OBJECTIVES: To determine the extent of career-long and 12-month exposure to sexual, physical and psychological/verbal violence committed by patients or their companions among physical therapists in Spain. Additionally, to identify the factors associated with such exposure.

METHODS: This study employed an observational cross-sectional approach. Initially, a questionnaire was developed and validated using a convenience sample. Subsequently, it was distributed via e-mail to all physical therapists registered in Spain in the first quarter of 2022. Individual risk models were created for each type of violence experienced within the past 12 months.

RESULTS: The prevalence of violence encountered by physical therapists throughout their careers were 47.9% for sexual violence, 42.7% for psychological/verbal abuse, and 17.6 % for physical abuse. Lower values were observed within the last 12 months (13.4%, 15.8% and 5.2%, respectively).
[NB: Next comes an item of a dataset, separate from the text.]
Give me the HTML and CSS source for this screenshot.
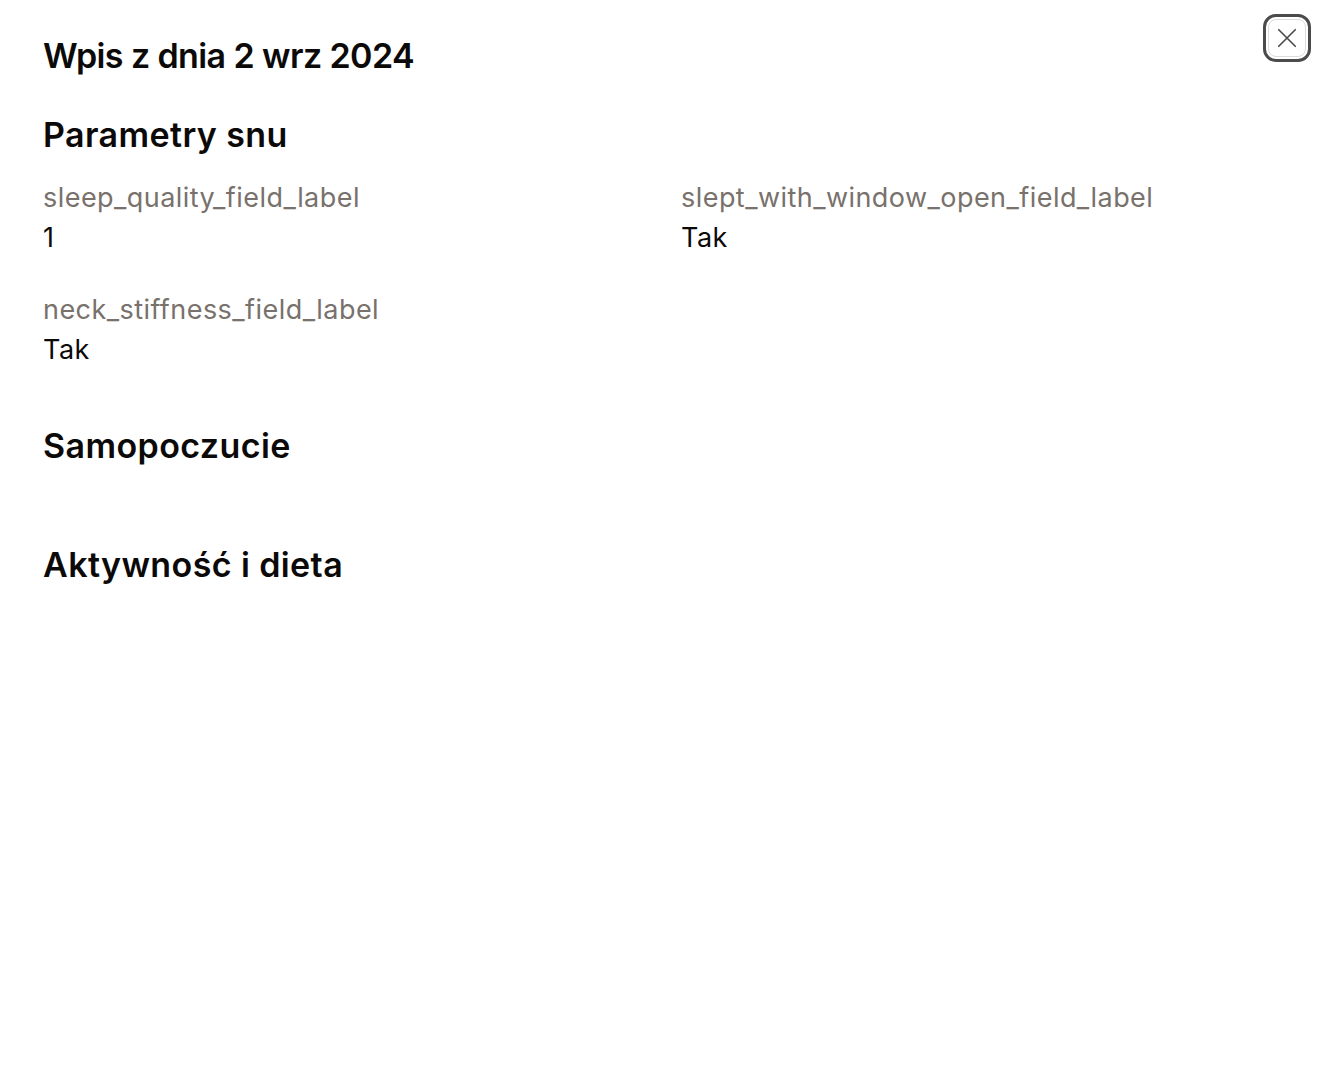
FILE: index.html
```html
<!DOCTYPE html>
<html lang="pl">
<head>
<meta charset="utf-8">
<title>Wpis z dnia 2 wrz 2024</title>
<link rel="stylesheet" href="styles.css">
</head>
<body>
<div class="page">
  <button class="close" aria-label="Zamknij">
    <span class="close-inner">
      <svg viewBox="0 0 24 24" width="22" height="22"><path d="M3 3 L21 21 M21 3 L3 21" stroke="#4a4a4a" stroke-width="1.8" stroke-linecap="round" fill="none"/></svg>
    </span>
  </button>
  <h1 class="title">Wpis z dnia 2 wrz 2024</h1>
  <section class="section">
    <h2 class="section-title">Parametry snu</h2>
    <div class="fields">
      <div class="field">
        <div class="field-label">sleep_quality_field_label</div>
        <div class="field-value">1</div>
      </div>
      <div class="field">
        <div class="field-label">slept_with_window_open_field_label</div>
        <div class="field-value">Tak</div>
      </div>
      <div class="field">
        <div class="field-label">neck_stiffness_field_label</div>
        <div class="field-value">Tak</div>
      </div>
    </div>
  </section>
  <section class="section">
    <h2 class="section-title">Samopoczucie</h2>
    <div class="fields"></div>
  </section>
  <section class="section">
    <h2 class="section-title">Aktywność i dieta</h2>
    <div class="fields"></div>
  </section>
</div>
</body>
</html>
```
FILE: styles.css
```css
* { box-sizing: border-box; }
html, body { margin: 0; padding: 0; background: #ffffff; }
body { font-family: Inter, "Noto Sans", sans-serif; color: #0c0a09; }
.page {
  position: relative;
  padding: 36px 43px 40px;
  display: flex;
  flex-direction: column;
}
.title {
  margin: 0;
  font-size: 34px;
  line-height: 40px;
  font-weight: 600;
  letter-spacing: -0.6px;
}
.section {
  display: flex;
  flex-direction: column;
  gap: 25px;
  margin-top: 58px;
}
.page > .title + .section { margin-top: 41px; }
.section-title {
  margin: 0;
  font-size: 34px;
  line-height: 36px;
  font-weight: 600;
  letter-spacing: 0.4px;
}
.fields {
  display: grid;
  grid-template-columns: 1fr 1fr;
  column-gap: 34px;
  row-gap: 32px;
}
.field-label {
  font-size: 27px;
  line-height: 40px;
  letter-spacing: 0.45px;
  color: #78716c;
}
.field-value {
  font-size: 27px;
  line-height: 40px;
  letter-spacing: 0.45px;
  color: #0c0a09;
}
.close {
  position: absolute;
  top: 14px;
  right: 17px;
  width: 48px;
  height: 48px;
  padding: 0;
  border: 3px solid #4b4b4b;
  border-radius: 13px;
  background: #fff;
  display: flex;
  align-items: center;
  justify-content: center;
}
.close-inner {
  width: 38px;
  height: 38px;
  border: 1px solid #dcdcdc;
  border-radius: 8px;
  display: flex;
  align-items: center;
  justify-content: center;
}
.close-inner svg { width: 22px; height: 22px; }
```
Statistical risk modeling for each type of violence experienced in the past 12 months indicated that the common precipitating factor for all forms of violence was working with patients with cognitive impairment. Working part-time appeared to be a protective factor. Other factors, such as the practitioners' gender, practice setting, or clinic location showed variations among the diverse types of violence.

CONCLUSIONS: The exposure to type II workplace violence within the last 12 months among physical therapists in Spain (Europe) is not so high as in some other world regions. Various individual, clinical, and professional/organizational risk factors have been identified in connection with type II workplace violence. Further research is warranted to compare the violence experienced once the COVID pandemic has subsided.